What is the point of uttering such rubbish? The markets know this is untrue, and so does the IMF. It is an almost surreal refusal to recognize that investors are - for good reasons - terrified about French bank exposure to Italian sovereign debt. Mr Noyer encapsulates the mixture of stubborness and amour propre now threatening the world with disaster, and which is so like the French reflex as everything collapsed in mid-1931. Funny how they never change.


The rest here.

The interesting thing will be how the cultural and political differences between Europe and the US will be reflected in the structure of the bailout.

Ambrose talks of the French "seizing" banks to recapitalize them. Taxpayer bailouts or "recapitalizations" of the banks really warrant public control, especially if the banks are insolvent and the remaining equity is zilch -- new money should own 90%+.
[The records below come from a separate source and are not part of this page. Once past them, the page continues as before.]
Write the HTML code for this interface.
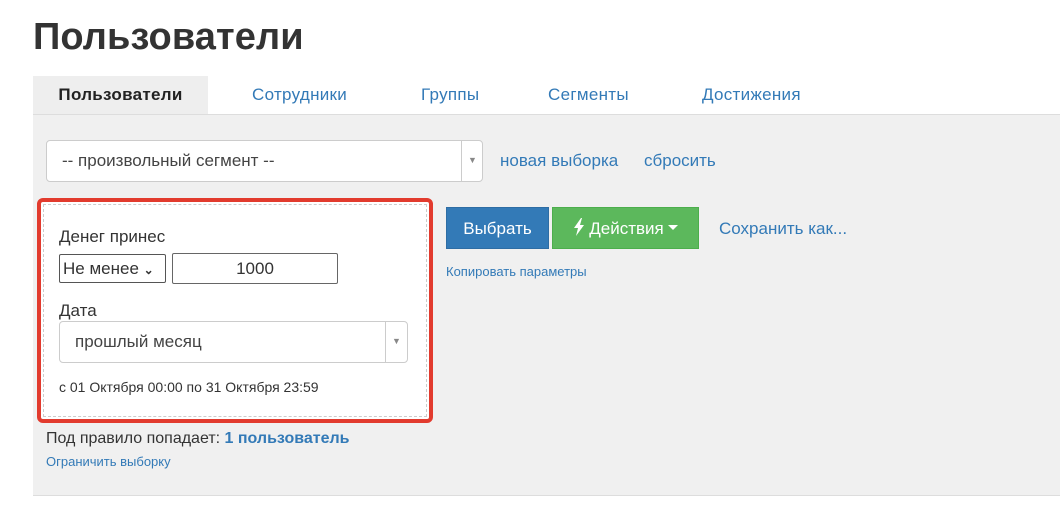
<!DOCTYPE html>
<html><head><meta charset="utf-8"><style>
*{box-sizing:border-box;margin:0;padding:0}
body{width:1060px;height:511px;background:#fff;font-family:"Liberation Sans",sans-serif;color:#333;position:relative;overflow:hidden}
.a{position:absolute}
h1{position:absolute;left:33px;top:16px;font-size:38px;font-weight:bold;color:#333;letter-spacing:0.1px}
.tab{position:absolute;top:76px;height:38px;line-height:38px;font-size:17px;color:#337ab7;letter-spacing:0.3px}
.line{position:absolute;left:33px;top:114px;width:1027px;height:1px;background:#ddd}
.gray{position:absolute;left:33px;top:115px;width:1027px;height:381px;background:#f0f0f0;border-bottom:1px solid #ddd}
.lnk{color:#337ab7;font-size:17px;position:absolute}
</style></head><body>
<h1>Пользователи</h1>
<div class="tab" style="left:33px;width:175px;background:#eee;color:#222;font-weight:bold;text-align:center">Пользователи</div>
<div class="tab" style="left:252px">Сотрудники</div>
<div class="tab" style="left:421px">Группы</div>
<div class="tab" style="left:548px">Сегменты</div>
<div class="tab" style="left:702px">Достижения</div>
<div class="line"></div>
<div class="gray"></div>
<div class="a" style="left:46px;top:140px;width:437px;height:42px;background:#fff;border:1px solid #ccc;border-radius:4px">
 <div class="a" style="left:15px;top:10px;font-size:17px;color:#444">-- произвольный сегмент --</div>
 <div class="a" style="left:414px;top:0;width:1px;height:40px;background:#ccc"></div>
 <div class="a" style="left:421px;top:14px;font-size:9px;color:#888">▼</div>
</div>
<div class="lnk" style="left:500px;top:151px">новая выборка</div>
<div class="lnk" style="left:644px;top:151px">сбросить</div>
<div class="a" style="left:37px;top:198px;width:396px;height:225px;border:4px solid #e23b2e;border-radius:6px;background:#fff">
 <div class="a" style="left:2px;top:2px;width:384px;height:213px;border:1px dashed #ccc"></div>
 <div class="a" style="left:18px;top:25px;font-size:17px">Денег принес</div>
 <div class="a" style="left:18px;top:52px;width:107px;height:29px;border:1px solid #555;border-radius:2px;font-size:17px;padding:4px 0 0 3px">Не менее <span style="font-size:12px;font-weight:bold">&#8964;</span></div>
 <div class="a" style="left:131px;top:51px;width:166px;height:31px;border:1px solid #666;border-radius:2px;font-size:17px;text-align:center;padding-top:5px">1000</div>
 <div class="a" style="left:18px;top:99px;font-size:17px">Дата</div>
 <div class="a" style="left:18px;top:119px;width:349px;height:42px;border:1px solid #ccc;border-radius:4px">
  <div class="a" style="left:15px;top:10px;font-size:17px;color:#444">прошлый месяц</div>
  <div class="a" style="left:325px;top:0;width:1px;height:40px;background:#ccc"></div>
  <div class="a" style="left:332px;top:14px;font-size:9px;color:#888">▼</div>
 </div>
 <div class="a" style="left:18px;top:177px;font-size:14px">с 01 Октября 00:00 по 31 Октября 23:59</div>
</div>
<div class="a" style="left:446px;top:207px;width:103px;height:42px;background:#337ab7;color:#fff;font-size:17px;line-height:42px;text-align:center;border:1px solid #2e6da4">Выбрать</div>
<div class="a" style="left:552px;top:207px;width:147px;height:42px;background:#5cb85c;color:#fff;font-size:17px;line-height:42px;text-align:center;border:1px solid #4cae4c"><svg width="12" height="18" viewBox="0 0 12 18" style="vertical-align:-2px"><path d="M8 0L1 10h4l-2 8 8-11H7l2-7z" fill="#fff"/></svg> Действия <svg width="10" height="6" viewBox="0 0 10 6" style="vertical-align:3px"><path d="M0 0h10L5 5z" fill="#fff"/></svg></div>
<div class="lnk" style="left:719px;top:219px">Сохранить как...</div>
<div class="lnk" style="left:446px;top:264px;font-size:13px">Копировать параметры</div>
<div class="a" style="left:46px;top:430px;font-size:16px">Под правило попадает: <b style="color:#337ab7">1 пользователь</b></div>
<div class="lnk" style="left:46px;top:454px;font-size:13px">Ограничить выборку</div>
</body></html>
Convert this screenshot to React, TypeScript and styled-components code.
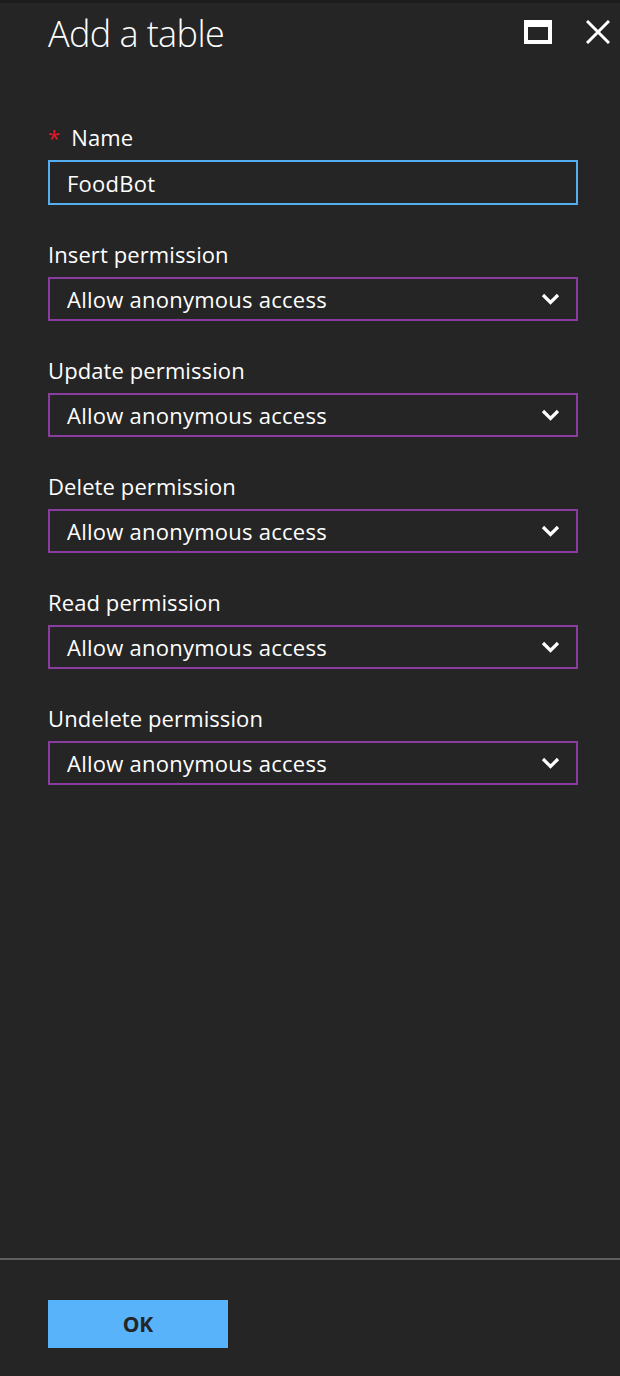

Now in the US, given Obama's disgusting worship of financiers, the idea of actually forcing through some serious change never was really on the table. But with the FDP's electoral loss in Berlin, and the potential revolt of the backbenchers, a government of national unity with the Social Democrats is a possibility; and the Social Dems support the European project, but I'm not sure that they are going to be as banker friendly as all the Goldman Sachs alumni running things in the US. So we may actually see a publicly funded bailout in Europe that reflects the public interest a bit more.

If they really go down that path, forcing the bondholders (banks) to take their losses, and then printing to neutralize the deflationary impact, then the Eurozone may actually emerge stronger than anyone imagines.